Another question, of course, is whether or not they should. India’s concerns about the security threats posed by ZTE and Huawei are concerns that have been echoed by other governments, and both companies do seem to have ties to the Chinese military (both have also had dealings with some fairly questionable regimes). But the case against WeChat is definitely thinner, at least in terms of the information that’s publicly available. Is the fact that the app is Chinese enough to make it a de facto security threat? It seems harsh; but with all the revelations of hacking and web surveillance that have come out over the past year, it might be arguable that no government should allow any international tech companies to operate within its borders.

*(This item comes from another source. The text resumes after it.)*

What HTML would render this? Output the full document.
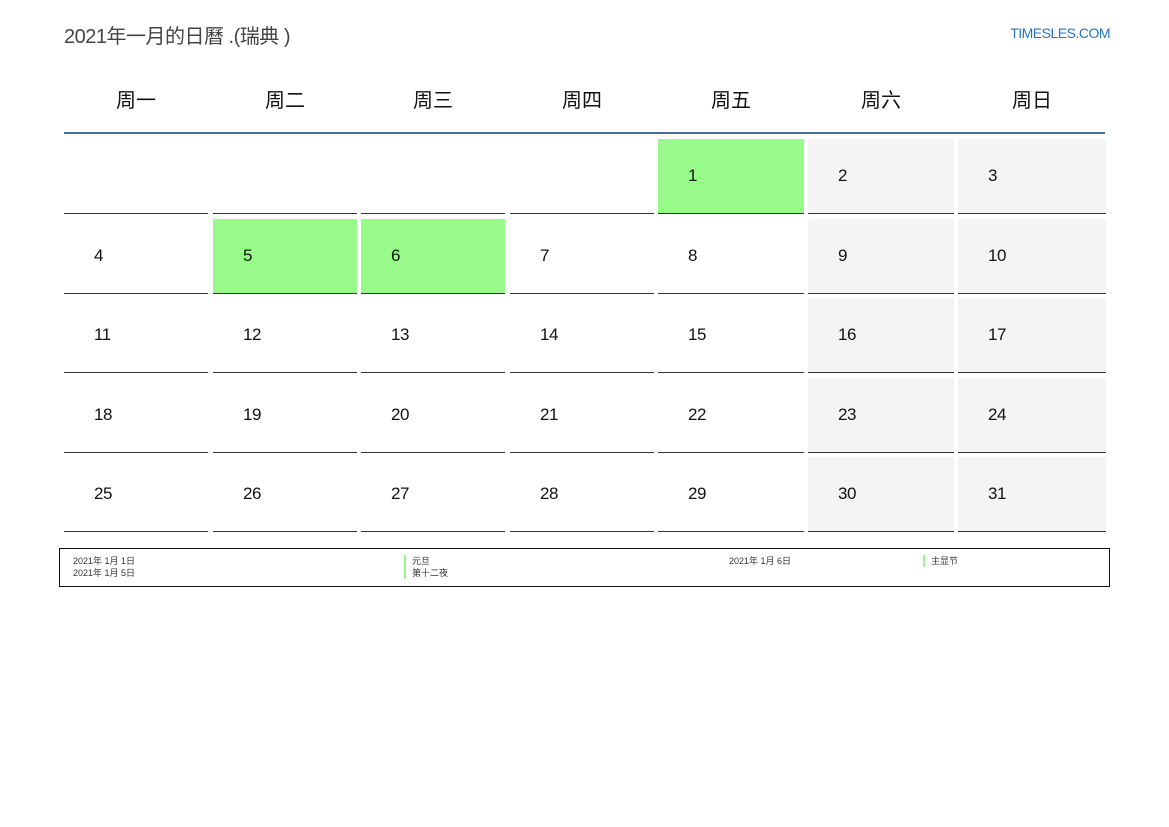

Of course, India and China do have a fairly antagonistic history, and even today the countries disagree on where the Sino-Indian border lies, so there’s not a lot of love lost between the two of them. India’s increasing suspicion towards Chinese tech companies will likely be seen as an unfair, protectionist move in China (try not to giggle at the irony of China accusing other countries of protectionism in the tech industry), but the truth is we really don’t know enough to judge whether any of these companies is a real security threat. If there’s a smoking gun out there, no one has yet revealed it, and we’re left to wonder what the hell is actually happening behind the scenes. Are Chinese tech companies posing a real threat, or is this, like China’s accusations about Cisco, just a propaganda tool in a much broader battle over international trade?
I genuinely have no idea, although I suspect the truth may lie somewhere in the middle. But since none of these accusations has come with much evidence and we’re all just speculating, I put the question to you, dear readers: is this unfair anti-China bias, trade protectionism, or reasonable reactions to tangible security threats?